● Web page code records
▼▼▼

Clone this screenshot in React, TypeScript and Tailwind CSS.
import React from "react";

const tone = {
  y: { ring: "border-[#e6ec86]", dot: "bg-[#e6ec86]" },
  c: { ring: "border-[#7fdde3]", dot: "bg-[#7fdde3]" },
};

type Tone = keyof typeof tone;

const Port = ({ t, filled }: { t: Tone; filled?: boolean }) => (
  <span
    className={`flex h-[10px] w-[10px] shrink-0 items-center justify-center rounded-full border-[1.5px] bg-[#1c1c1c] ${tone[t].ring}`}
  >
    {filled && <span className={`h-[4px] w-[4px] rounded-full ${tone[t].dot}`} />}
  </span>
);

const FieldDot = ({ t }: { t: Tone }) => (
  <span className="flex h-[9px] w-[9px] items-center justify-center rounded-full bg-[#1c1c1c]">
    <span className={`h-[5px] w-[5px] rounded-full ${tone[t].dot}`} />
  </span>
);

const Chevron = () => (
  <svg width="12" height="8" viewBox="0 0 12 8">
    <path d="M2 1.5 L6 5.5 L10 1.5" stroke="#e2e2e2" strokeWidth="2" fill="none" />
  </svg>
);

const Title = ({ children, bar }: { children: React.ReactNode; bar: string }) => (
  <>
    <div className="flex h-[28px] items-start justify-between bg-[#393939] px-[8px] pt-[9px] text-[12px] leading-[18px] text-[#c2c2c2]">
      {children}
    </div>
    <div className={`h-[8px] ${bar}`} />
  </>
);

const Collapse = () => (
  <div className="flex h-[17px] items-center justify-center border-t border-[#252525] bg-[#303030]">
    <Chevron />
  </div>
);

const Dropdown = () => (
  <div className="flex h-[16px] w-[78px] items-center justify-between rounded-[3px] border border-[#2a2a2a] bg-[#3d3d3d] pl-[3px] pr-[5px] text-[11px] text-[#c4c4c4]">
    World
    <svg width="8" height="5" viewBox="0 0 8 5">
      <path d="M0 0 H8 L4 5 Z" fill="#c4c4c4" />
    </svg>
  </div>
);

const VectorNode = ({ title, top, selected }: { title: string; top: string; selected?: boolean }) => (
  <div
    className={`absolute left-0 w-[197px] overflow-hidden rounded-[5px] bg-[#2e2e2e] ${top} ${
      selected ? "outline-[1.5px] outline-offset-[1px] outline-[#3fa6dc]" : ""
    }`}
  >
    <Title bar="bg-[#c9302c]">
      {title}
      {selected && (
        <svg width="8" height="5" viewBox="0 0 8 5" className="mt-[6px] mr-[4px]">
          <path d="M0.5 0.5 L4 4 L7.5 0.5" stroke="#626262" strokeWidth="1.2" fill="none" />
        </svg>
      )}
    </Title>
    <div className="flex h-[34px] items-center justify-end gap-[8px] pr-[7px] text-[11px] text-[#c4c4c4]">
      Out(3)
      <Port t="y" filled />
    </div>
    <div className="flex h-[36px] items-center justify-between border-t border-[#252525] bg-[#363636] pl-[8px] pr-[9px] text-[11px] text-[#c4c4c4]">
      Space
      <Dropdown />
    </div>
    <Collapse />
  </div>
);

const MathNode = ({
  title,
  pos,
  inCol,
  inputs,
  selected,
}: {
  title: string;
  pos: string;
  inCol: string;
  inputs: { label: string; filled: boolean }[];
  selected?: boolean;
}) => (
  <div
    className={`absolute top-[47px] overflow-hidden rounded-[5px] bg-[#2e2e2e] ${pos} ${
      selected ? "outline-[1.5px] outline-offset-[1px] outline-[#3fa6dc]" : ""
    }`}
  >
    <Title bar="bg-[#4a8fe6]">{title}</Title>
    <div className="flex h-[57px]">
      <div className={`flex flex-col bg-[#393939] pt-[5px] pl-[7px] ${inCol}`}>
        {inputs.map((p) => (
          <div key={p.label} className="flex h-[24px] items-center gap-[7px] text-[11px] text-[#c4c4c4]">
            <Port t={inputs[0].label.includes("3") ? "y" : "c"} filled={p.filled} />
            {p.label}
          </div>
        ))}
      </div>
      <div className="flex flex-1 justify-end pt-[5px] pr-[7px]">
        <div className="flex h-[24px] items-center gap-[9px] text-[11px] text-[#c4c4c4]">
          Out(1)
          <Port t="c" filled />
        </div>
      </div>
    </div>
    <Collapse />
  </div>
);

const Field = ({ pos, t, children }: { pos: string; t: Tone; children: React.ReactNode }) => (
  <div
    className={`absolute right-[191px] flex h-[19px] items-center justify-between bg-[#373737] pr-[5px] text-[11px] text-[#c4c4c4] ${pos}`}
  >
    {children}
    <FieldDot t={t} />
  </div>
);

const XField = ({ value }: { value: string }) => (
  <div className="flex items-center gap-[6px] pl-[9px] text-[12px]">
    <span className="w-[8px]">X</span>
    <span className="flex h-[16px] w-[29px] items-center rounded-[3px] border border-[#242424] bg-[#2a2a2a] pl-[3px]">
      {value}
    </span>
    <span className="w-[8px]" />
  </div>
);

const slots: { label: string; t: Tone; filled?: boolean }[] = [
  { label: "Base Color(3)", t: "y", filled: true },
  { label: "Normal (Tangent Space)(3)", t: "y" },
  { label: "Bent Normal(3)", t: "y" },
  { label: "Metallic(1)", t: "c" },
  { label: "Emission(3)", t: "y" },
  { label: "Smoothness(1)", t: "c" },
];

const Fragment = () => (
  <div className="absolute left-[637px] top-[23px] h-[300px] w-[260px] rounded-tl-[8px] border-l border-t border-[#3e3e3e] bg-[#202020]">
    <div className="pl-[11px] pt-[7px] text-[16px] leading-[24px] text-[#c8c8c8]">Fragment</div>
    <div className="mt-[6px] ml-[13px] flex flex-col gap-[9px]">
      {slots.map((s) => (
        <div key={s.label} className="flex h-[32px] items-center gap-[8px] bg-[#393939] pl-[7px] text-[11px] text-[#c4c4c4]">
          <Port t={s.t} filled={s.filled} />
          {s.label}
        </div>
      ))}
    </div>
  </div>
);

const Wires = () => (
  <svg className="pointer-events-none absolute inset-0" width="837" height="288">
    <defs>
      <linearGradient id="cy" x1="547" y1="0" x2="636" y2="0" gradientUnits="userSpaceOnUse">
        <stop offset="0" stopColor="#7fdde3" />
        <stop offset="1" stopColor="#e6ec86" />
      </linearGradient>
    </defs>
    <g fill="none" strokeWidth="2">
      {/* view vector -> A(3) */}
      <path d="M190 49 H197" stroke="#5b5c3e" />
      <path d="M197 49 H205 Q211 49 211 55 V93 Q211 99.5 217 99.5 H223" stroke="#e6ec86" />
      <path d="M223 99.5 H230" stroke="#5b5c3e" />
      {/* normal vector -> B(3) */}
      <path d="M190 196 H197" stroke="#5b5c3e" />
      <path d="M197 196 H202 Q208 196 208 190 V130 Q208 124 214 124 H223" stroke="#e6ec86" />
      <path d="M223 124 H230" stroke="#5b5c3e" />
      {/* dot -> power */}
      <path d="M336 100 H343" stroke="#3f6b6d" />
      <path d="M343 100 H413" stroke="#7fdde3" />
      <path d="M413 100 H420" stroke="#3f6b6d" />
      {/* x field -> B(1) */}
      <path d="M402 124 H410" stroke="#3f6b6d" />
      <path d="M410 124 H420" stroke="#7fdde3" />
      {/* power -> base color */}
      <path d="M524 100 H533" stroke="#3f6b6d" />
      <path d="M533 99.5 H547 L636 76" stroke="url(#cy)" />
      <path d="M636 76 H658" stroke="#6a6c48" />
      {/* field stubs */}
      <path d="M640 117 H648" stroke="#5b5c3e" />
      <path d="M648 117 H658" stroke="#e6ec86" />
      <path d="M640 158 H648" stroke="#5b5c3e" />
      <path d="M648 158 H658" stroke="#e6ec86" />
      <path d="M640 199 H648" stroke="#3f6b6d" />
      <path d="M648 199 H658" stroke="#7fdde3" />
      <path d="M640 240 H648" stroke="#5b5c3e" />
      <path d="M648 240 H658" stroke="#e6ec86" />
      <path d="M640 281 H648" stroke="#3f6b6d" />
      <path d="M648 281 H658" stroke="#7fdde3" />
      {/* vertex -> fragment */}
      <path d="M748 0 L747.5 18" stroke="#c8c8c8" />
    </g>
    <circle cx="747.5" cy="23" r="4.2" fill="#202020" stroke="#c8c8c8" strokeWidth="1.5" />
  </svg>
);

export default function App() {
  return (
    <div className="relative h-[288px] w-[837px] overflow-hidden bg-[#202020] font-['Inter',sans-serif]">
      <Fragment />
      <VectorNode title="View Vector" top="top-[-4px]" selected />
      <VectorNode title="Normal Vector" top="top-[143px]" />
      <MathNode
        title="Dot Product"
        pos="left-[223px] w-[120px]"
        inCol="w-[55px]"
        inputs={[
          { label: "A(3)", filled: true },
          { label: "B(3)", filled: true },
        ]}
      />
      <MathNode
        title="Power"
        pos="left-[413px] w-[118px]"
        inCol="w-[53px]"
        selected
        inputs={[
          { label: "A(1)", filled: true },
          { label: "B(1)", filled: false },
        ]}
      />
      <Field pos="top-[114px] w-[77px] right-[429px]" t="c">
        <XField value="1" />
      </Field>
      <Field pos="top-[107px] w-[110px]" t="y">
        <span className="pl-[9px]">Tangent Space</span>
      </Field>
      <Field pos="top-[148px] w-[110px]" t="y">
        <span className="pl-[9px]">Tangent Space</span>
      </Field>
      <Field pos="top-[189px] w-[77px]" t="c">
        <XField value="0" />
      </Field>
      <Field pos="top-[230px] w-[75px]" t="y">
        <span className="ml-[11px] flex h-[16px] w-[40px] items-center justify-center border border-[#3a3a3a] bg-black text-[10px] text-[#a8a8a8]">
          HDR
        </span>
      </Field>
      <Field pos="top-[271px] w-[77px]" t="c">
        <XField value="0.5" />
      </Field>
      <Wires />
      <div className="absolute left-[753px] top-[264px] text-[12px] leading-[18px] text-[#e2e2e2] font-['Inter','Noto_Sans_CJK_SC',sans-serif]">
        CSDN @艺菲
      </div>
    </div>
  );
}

▲▲▲
▼▼▼

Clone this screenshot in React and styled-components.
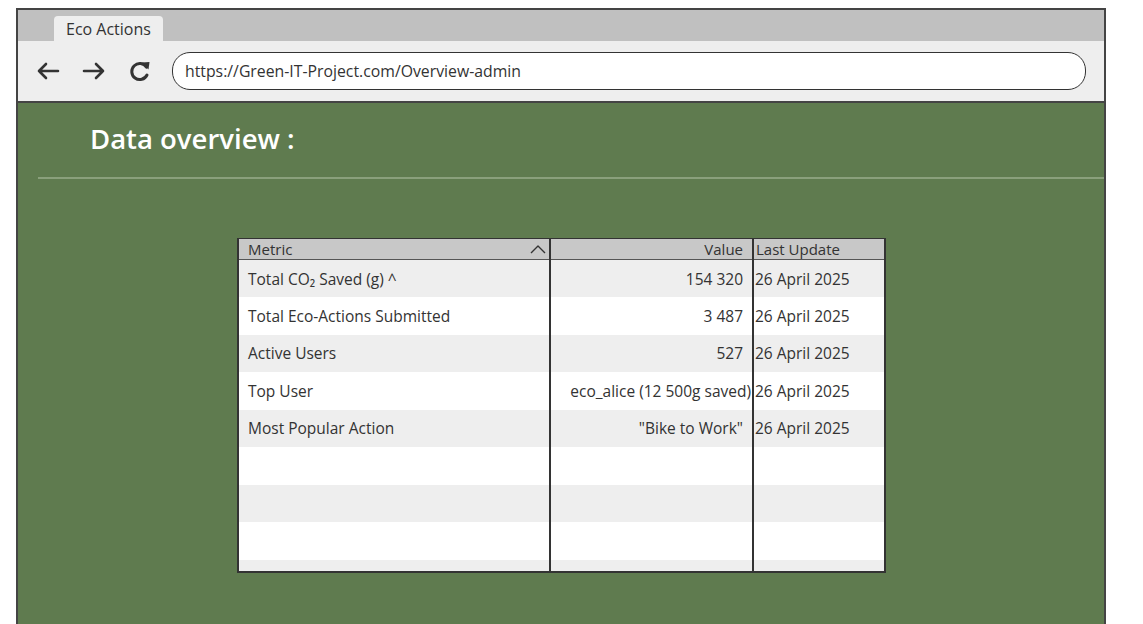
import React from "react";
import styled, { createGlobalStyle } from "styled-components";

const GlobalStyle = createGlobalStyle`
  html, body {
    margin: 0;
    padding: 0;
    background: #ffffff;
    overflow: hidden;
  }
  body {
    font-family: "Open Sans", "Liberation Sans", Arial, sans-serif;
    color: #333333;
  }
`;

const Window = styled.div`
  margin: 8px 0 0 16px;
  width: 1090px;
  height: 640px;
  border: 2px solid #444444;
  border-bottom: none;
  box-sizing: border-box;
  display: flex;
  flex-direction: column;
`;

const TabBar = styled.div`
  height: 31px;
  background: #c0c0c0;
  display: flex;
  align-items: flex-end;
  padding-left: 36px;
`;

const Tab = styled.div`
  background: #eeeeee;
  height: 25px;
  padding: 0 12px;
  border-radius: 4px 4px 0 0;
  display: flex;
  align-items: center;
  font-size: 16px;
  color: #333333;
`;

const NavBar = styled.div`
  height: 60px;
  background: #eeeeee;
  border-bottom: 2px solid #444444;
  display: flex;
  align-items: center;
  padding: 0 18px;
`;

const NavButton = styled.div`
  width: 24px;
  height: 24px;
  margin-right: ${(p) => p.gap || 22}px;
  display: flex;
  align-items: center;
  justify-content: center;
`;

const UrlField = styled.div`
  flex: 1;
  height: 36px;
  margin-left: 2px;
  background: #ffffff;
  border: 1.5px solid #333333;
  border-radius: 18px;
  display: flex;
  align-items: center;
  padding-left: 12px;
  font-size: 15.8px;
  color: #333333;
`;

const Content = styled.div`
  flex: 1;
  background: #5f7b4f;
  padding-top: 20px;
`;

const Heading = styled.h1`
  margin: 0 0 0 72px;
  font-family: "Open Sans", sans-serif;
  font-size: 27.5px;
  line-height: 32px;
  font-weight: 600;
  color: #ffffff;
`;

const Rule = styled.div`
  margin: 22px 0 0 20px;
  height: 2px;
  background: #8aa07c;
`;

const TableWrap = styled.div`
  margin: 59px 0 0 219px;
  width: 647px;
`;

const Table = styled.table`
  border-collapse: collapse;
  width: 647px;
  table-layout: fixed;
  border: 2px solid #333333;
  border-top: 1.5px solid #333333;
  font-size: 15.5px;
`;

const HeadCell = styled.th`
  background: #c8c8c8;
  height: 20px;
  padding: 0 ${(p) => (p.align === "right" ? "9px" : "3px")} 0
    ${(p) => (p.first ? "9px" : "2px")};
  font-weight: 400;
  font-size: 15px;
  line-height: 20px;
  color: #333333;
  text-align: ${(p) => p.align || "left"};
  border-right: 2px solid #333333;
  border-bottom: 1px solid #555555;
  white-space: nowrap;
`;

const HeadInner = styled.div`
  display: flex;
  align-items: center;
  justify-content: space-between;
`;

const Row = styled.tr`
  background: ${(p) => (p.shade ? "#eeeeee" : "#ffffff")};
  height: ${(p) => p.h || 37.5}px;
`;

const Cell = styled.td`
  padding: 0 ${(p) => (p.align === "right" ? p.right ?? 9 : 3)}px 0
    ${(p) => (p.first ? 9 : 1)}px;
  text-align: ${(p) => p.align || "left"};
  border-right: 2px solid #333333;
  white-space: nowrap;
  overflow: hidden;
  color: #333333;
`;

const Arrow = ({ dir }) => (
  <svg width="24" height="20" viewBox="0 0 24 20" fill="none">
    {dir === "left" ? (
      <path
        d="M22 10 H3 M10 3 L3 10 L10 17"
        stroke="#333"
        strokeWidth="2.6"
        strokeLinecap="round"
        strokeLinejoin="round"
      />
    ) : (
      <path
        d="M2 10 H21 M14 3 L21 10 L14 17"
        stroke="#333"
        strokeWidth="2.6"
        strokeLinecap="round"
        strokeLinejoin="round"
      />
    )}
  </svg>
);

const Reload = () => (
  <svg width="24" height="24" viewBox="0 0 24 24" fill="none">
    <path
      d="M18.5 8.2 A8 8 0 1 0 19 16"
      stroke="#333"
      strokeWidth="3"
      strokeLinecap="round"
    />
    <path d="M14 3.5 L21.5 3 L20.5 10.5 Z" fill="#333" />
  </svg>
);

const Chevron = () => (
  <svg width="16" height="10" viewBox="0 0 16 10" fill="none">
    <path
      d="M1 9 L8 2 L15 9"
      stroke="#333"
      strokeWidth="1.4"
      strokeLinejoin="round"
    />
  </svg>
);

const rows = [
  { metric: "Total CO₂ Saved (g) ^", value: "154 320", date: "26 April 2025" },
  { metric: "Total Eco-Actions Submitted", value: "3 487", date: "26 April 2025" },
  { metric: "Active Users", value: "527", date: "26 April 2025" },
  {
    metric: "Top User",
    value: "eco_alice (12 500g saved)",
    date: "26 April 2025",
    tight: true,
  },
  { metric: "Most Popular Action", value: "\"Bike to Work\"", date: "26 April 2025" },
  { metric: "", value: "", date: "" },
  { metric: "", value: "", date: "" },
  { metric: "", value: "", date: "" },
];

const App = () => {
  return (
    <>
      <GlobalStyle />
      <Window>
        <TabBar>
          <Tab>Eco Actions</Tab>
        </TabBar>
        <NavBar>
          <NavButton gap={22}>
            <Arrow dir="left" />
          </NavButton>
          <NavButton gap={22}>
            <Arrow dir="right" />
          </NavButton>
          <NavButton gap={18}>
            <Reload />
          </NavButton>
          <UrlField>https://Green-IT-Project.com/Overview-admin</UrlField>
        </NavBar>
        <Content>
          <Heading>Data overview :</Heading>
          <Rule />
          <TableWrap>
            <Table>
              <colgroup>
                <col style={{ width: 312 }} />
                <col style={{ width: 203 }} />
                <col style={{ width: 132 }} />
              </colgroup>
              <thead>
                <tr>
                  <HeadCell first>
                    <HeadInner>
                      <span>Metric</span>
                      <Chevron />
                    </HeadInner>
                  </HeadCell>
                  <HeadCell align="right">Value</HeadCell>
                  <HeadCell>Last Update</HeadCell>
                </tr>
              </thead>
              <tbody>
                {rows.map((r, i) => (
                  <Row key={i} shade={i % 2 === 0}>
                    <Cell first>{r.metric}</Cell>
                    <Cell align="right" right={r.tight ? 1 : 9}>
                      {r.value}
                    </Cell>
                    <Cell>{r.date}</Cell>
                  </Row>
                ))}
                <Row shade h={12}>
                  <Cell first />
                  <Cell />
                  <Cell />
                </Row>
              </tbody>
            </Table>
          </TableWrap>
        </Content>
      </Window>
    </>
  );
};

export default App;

▲▲▲

The line with "Clone this screenshot in React, TypeScript" marks the start and the line with "type Tone = keyof typeof tone;" marks the end; transcribe every line in that stretch, unchanged.

● Result of this task
Clone this screenshot in React, TypeScript and Tailwind CSS.
import React from "react";

const tone = {
  y: { ring: "border-[#e6ec86]", dot: "bg-[#e6ec86]" },
  c: { ring: "border-[#7fdde3]", dot: "bg-[#7fdde3]" },
};

type Tone = keyof typeof tone;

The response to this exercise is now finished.